Potensi imported inflation pada akhir tahun akan lebih besar dan berisiko menyulut inflasi yang baru-baru ini sudah mulai melandai. Tak pelak, ini juga akan membuat tugas BI jadi makin rumit ke depan.
Sinyal hawkish yang secara terang disampaikan oleh The Fed, tentunya akan sangat memengaruhi orientasi kebijakan BI pada sisa tahun ini.
Bilamana, skenario tersebut dijalankan, maka BI harus bersiap untuk bekerja ekstra menghadapi perubahan iklim ekonomi yang sangat terdampak.
Memang, BI menegaskan bahwa keputusan suku bunga acuan adalah independen dan tidak tergantung pada keputusan bank sentral lain.

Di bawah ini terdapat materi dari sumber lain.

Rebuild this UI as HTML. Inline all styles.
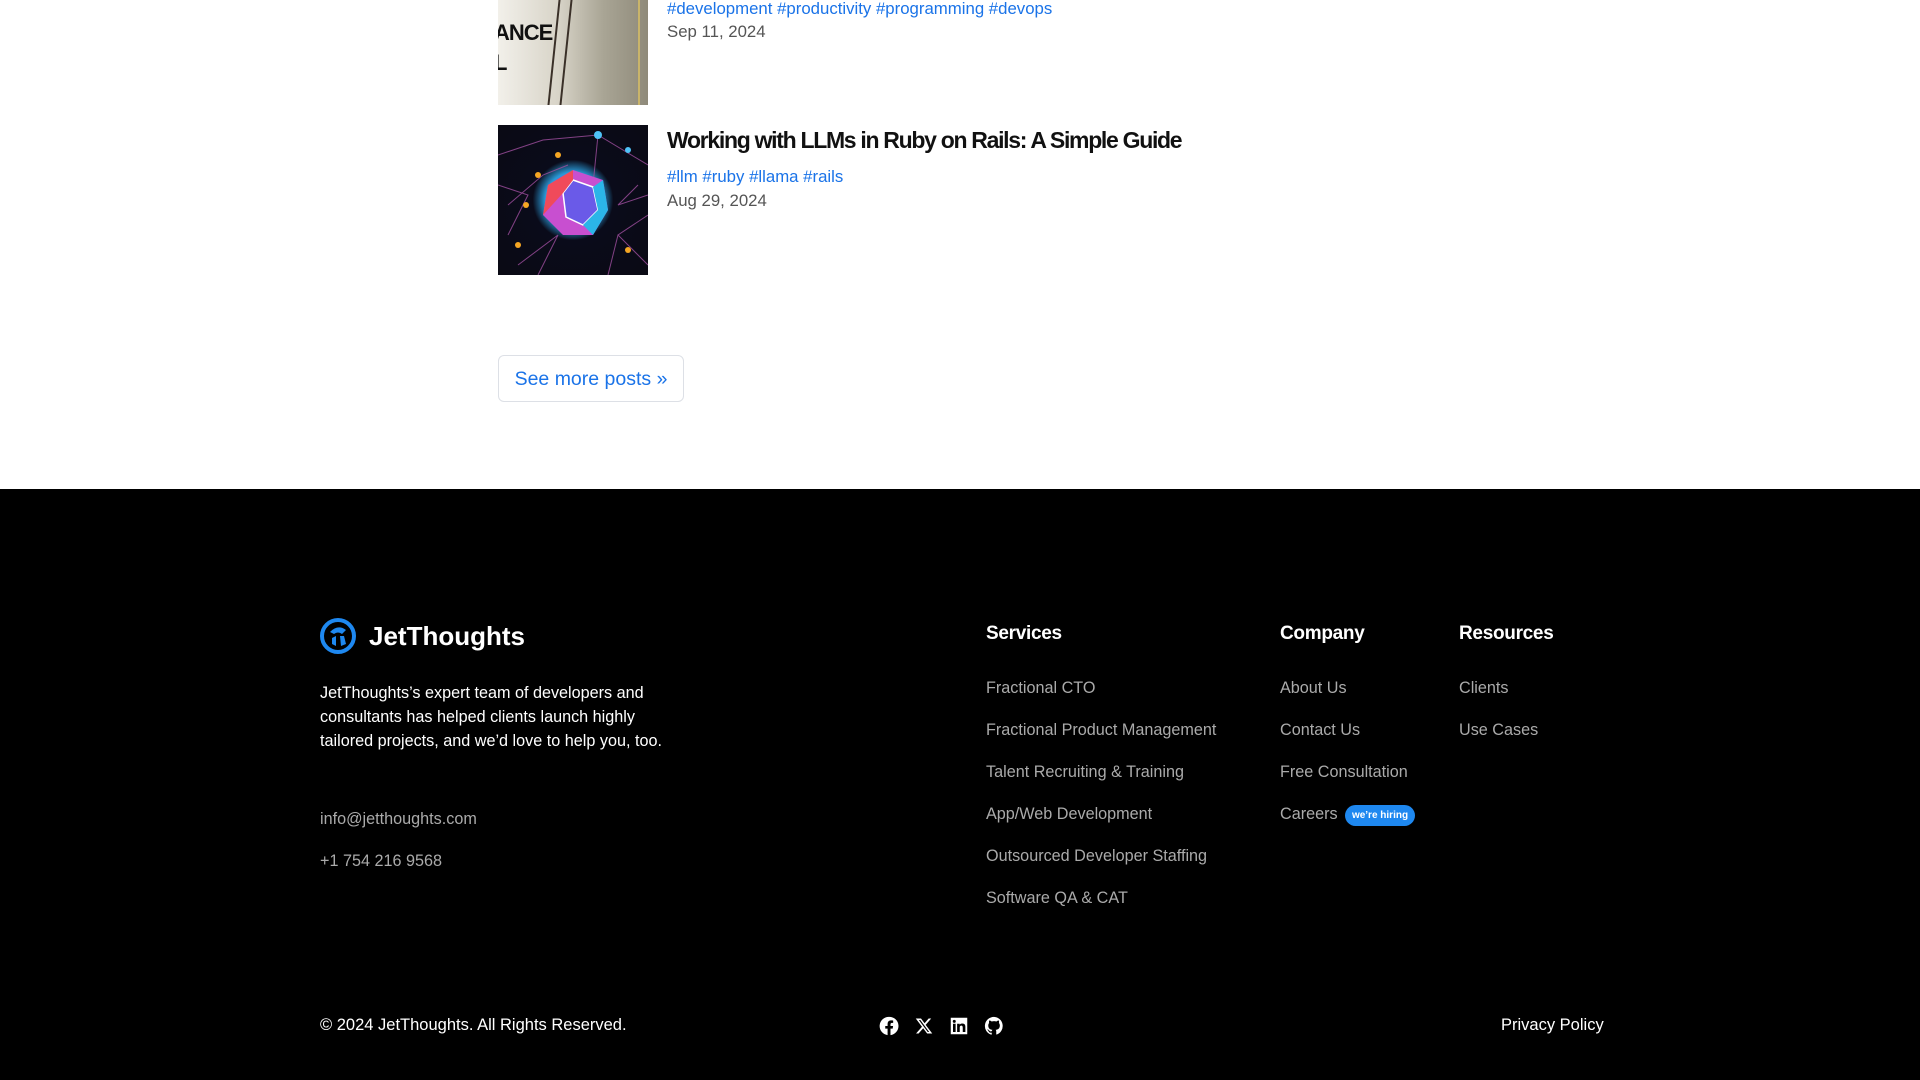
<!DOCTYPE html>
<html><head><meta charset="utf-8"><style>
*{margin:0;padding:0;box-sizing:border-box}
body{width:1920px;height:1080px;overflow:hidden;background:#fff;font-family:"Liberation Sans",sans-serif;position:relative}
.a{position:absolute;white-space:nowrap}
.tag{color:#1a73e8;font-size:16.8px}
.date{color:#555;font-size:16.8px}
footer{position:absolute;left:0;top:489px;width:1920px;height:591px;background:#000}
.h{color:#fff;font-weight:bold;font-size:19px;letter-spacing:-0.3px}
.l{color:#aaa;font-size:16.2px}
</style></head><body>
<div class="a" style="left:498px;top:0;width:150px;height:105px;background:linear-gradient(90deg,#f2f0ea 0%,#d8d4c8 40%,#a9a595 70%,#8f8a7a 100%);overflow:hidden">
<div class="a" style="left:-4px;top:20px;font-weight:bold;font-size:22px;color:#111;letter-spacing:-1px">ANCE</div>
<div class="a" style="left:-4px;top:50px;font-weight:bold;font-size:22px;color:#111">L</div>
<div class="a" style="left:55px;top:0;width:14px;height:105px;border-left:2px solid #3a3028;border-right:2px solid #3a3028;transform:skewX(-6deg)"></div>
<div class="a" style="left:140px;top:0;width:2px;height:105px;background:#c9b46a"></div>
</div>
<div class="a tag" style="left:667px;top:-1px">#development #productivity #programming #devops</div>
<div class="a date" style="left:667px;top:22px">Sep 11, 2024</div>
<div class="a" style="left:498px;top:125px;width:150px;height:150px;background:radial-gradient(circle at 50% 50%,#e03a8a 0,#7a4be0 18%,#2a9ad8 26%,#0a0b1a 38%,#0a0a14 100%);overflow:hidden">
<svg width="150" height="150" style="position:absolute;left:0;top:0"><g stroke="#a04fa0" stroke-width="1" fill="none" opacity=".8"><path d="M0 30L45 15L100 10L150 40M10 80L45 50L70 40M100 10L95 60M150 90L120 110L150 140M20 140L60 110L40 150M110 150L120 110M0 60L30 70L10 110M140 60L120 80L150 70"/></g><g fill="#f5a623"><circle cx="40" cy="50" r="3"/><circle cx="60" cy="30" r="3"/><circle cx="20" cy="120" r="3"/><circle cx="130" cy="125" r="3"/><circle cx="28" cy="80" r="3"/></g><g fill="#4fc3f7"><circle cx="100" cy="10" r="4"/><circle cx="130" cy="25" r="3"/></g><polygon points="50,60 75,45 105,55 110,85 95,110 65,110 45,90" fill="#c84fd0"/><polygon points="75,55 95,62 100,85 85,100 68,92 65,68" fill="#6a5ae8" stroke="#fff" stroke-width="1.5"/><polygon points="95,62 105,55 110,85 95,110 85,100 100,85" fill="#2bb5e8"/><polygon points="50,60 75,45 75,55 65,68 45,90" fill="#f04a5a"/></svg>
</div>
<div class="a" style="left:667px;top:127px;font-size:23px;font-weight:bold;color:#111;letter-spacing:-1.3px">Working with LLMs in Ruby on Rails: A Simple Guide</div>
<div class="a tag" style="left:667px;top:167px">#llm #ruby #llama #rails</div>
<div class="a date" style="left:667px;top:191px">Aug 29, 2024</div>
<div class="a" style="left:498px;top:355px;width:186px;height:47px;border:1px solid #dde0e6;border-radius:6px;color:#1a73e8;font-size:19.5px;text-align:center;line-height:46px">See more posts »</div>
<footer></footer>
<svg class="a" style="left:320px;top:618px" width="36" height="36" viewBox="0 0 36 36"><circle cx="18" cy="18" r="16" fill="none" stroke="#1e88f0" stroke-width="4"/><path d="M10 14 Q18 6 26 12 L22 16 Q18 13 14 16Z M12 20 L16 18 L16 28 L12 26Z M20 18 L24 18 L26 26 L21 28Z" fill="#1e88f0"/></svg>
<div class="a" style="left:369px;top:621px;color:#fff;font-weight:bold;font-size:26px">JetThoughts</div>
<div class="a" style="left:320px;top:681px;color:#fff;font-size:16.2px;line-height:24px;white-space:normal;width:360px">JetThoughts’s expert team of developers and consultants has helped clients launch highly tailored projects, and we’d love to help you, too.</div>
<div class="a l" style="left:320px;top:810px">info@jetthoughts.com</div>
<div class="a l" style="left:320px;top:852px">+1 754 216 9568</div>
<div class="a h" style="left:986px;top:623px">Services</div>
<div class="a l" style="left:986px;top:679px">Fractional CTO</div>
<div class="a l" style="left:986px;top:721px">Fractional Product Management</div>
<div class="a l" style="left:986px;top:763px">Talent Recruiting &amp; Training</div>
<div class="a l" style="left:986px;top:805px">App/Web Development</div>
<div class="a l" style="left:986px;top:847px">Outsourced Developer Staffing</div>
<div class="a l" style="left:986px;top:889px">Software QA &amp; CAT</div>
<div class="a h" style="left:1280px;top:623px">Company</div>
<div class="a l" style="left:1280px;top:679px">About Us</div>
<div class="a l" style="left:1280px;top:721px">Contact Us</div>
<div class="a l" style="left:1280px;top:763px">Free Consultation</div>
<div class="a l" style="left:1280px;top:805px">Careers</div>
<div class="a" style="left:1345px;top:805px;width:70px;height:21px;border-radius:11px;background:#1e88f0;color:#fff;font-size:10px;font-weight:bold;text-align:center;line-height:21px">we’re hiring</div>
<div class="a h" style="left:1459px;top:623px">Resources</div>
<div class="a l" style="left:1459px;top:679px">Clients</div>
<div class="a l" style="left:1459px;top:721px">Use Cases</div>
<div class="a" style="left:320px;top:1016px;color:#fff;font-size:16.5px">© 2024 JetThoughts. All Rights Reserved.</div>
<svg class="a" style="left:879px;top:1016px" width="20" height="20" viewBox="0 0 24 24"><path fill="#fff" d="M12 1a11 11 0 0 0-1.7 21.9v-7.7H7.5V12h2.8V9.6c0-2.8 1.7-4.3 4.2-4.3 1.2 0 2.5.2 2.5.2v2.7h-1.4c-1.4 0-1.8.9-1.8 1.8V12h3.1l-.5 3.2h-2.6v7.7A11 11 0 0 0 12 1z"/></svg>
<svg class="a" style="left:915px;top:1017px" width="18" height="18" viewBox="0 0 24 24"><path fill="#fff" d="M18.2 2h3.4l-7.4 8.5L23 22h-6.8l-5.3-7-6.1 7H1.4l7.9-9L1 2h7l4.8 6.4zm-1.2 18h1.9L7.1 4H5.1z"/></svg>
<svg class="a" style="left:950px;top:1017px" width="18" height="18" viewBox="0 0 24 24"><path fill="#fff" d="M1 1h22v22H1z M4 9v11h3.5V9z M5.7 3.8a2 2 0 1 0 0 4 2 2 0 0 0 0-4z M9.5 9v11H13v-5.5c0-1.5.3-3 2.1-3s1.9 1.7 1.9 3.1V20h3.5v-6.3c0-3.1-.7-5-4.3-5-1.7 0-2.9.9-3.3 1.8V9z" fill-rule="evenodd"/></svg>
<svg class="a" style="left:984px;top:1016px" width="20" height="20" viewBox="0 0 24 24"><path fill="#fff" d="M12 1a11 11 0 0 0-3.5 21.4c.6.1.8-.2.8-.5v-2c-3.1.7-3.700-1.4-3.7-1.4-.5-1.3-1.2-1.6-1.2-1.6-1-.7.1-.7.1-.7 1.1.1 1.7 1.1 1.7 1.1 1 1.7 2.6 1.2 3.2.9.1-.7.4-1.2.7-1.5-2.4-.3-5-1.2-5-5.4 0-1.2.4-2.2 1.1-2.9-.1-.3-.5-1.4.1-2.9 0 0 .9-.3 3 1.1a10 10 0 0 1 5.5 0c2.1-1.4 3-1.1 3-1.1.6 1.5.2 2.6.1 2.9.7.8 1.100 1.7 1.1 2.9 0 4.2-2.6 5.1-5 5.4.4.3.7 1 .7 2v3c0 .3.2.6.8.5A11 11 0 0 0 12 1z"/></svg>
<div class="a" style="left:1501px;top:1016px;color:#fff;font-size:16.5px">Privacy Policy</div>
</body></html>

Namun mengingat posisi The Fed yang sangat krusial bagi Indonesia, maka turbulensi pada nilai tukar rupiah tak dapat dielakkan. Lebih dari itu, dana permodalan asing secara alamiah juga akan mengalami capital outflow.
Menanggapi sinyal-sinyal yang diberikan tersebut, BI diharapkan mampu mengambil stance kebijakan yang tepat dan penuh kehati-hatian.
Pasalnya, ruang gerak suku bunga sangat terbatas. Di satu sisi, respons dengan menaikkan suku bunga dapat menciptakan destabilisasi tinggi bagi ekonomi.
Lantaran fenomena yang terjadi di Indonesia sifatnya adalah musiman dan iklim investasi masih belum tumbuh sepenuhnya.
Di tengah pertumbuhan kredit perbankan yang sedang merosot dan daya beli yang kian menurun, tentunya mengerek suku bunga acuan bukanlah langkah yang bijak.
Belum lagi, ada masalah stok cadangan devisa yang semakin terkuras akibat ketidakpastian global yang tinggi.
Per Mei 2023, BI mencatat posisi cadangan devisa sebesar 139,3 miliar dolar AS. Angka tersebut terus menurun untuk dua bulan beruntun dan tercatat sebagai yang terendah sepanjang tahun ini.
Oleh sebab itu, kenaikan suku bunga tidak diperlukan di tengah sengkarutnya ekonomi saat ini.
Sementara itu, respons kebijakan dengan menurunkan suku bunga sebetulnya cukup meragukan.
Lantaran dalam kondisi ketidakpastian yang masih dominan saat ini, masyarakat tidak akan begitu berminat untuk mengakses kredit. Alhasil, tidak akan begitu ada dampak signifikan terhadap peningkatan daya beli.
Lebih jauh, penurunan suku bunga bisa memperburuk risiko capital outflow yang pada gilirannya dapat menyebabkan tekanan lebih keras pada nilai tukar dan semakin menguras cadangan devisa.